Auch bei Lehrkräften können die Fähigkeiten in den Vordergrund und die Zugehörigkeit zu einer bestimmten Institution in den Hintergrund rücken. Das Netzwerk übernimmt lediglich die technische Abwicklung, die in der dezentralen Welt autonom und automatisch erfolgt.

Der Weg dahin wird lang sein und von Rückzugsgefechten großer Plattformen begleitet werden. Schon jetzt bekommen dies Journalisten zu spüren, die ihren eigenen Laden aufmachen. Die Preispanne für deren Mut erstreckt sich von der Häme bis zum Rufmord.

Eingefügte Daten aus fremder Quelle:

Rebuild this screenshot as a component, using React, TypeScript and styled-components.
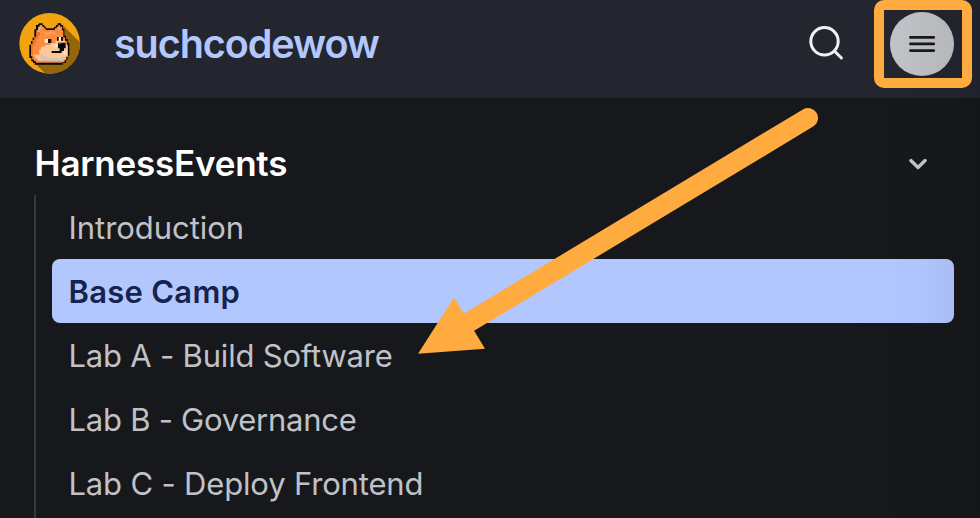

Keine Institution wird freiwillig auch nur einen Quadratmeter ihrer Deutungshoheit aufgeben. Dieses Verhalten offenbart in vielen Fällen die unangenehmen Seiten und bestehenden Abhängigkeiten dieser Institutionen. Den Niedergang wird dies eher beschleunigen. Je lauter das Geschrei, desto größer die Panik. Schlussendlich hat es auch in diesem Fall der Kunde in der Hand, was sich durchsetzt.

„Was heißt das konkret für mich!?“

Peter Hitchers sagte, die Meinungsfreiheit sei vor allem Freiheit für diejenigen, deren Ansichten man am wenigsten mag. Wenn diejenigen Institutionen verschwänden, die diesen Grundsatz mit Füßen treten, wäre es ein Gewinn.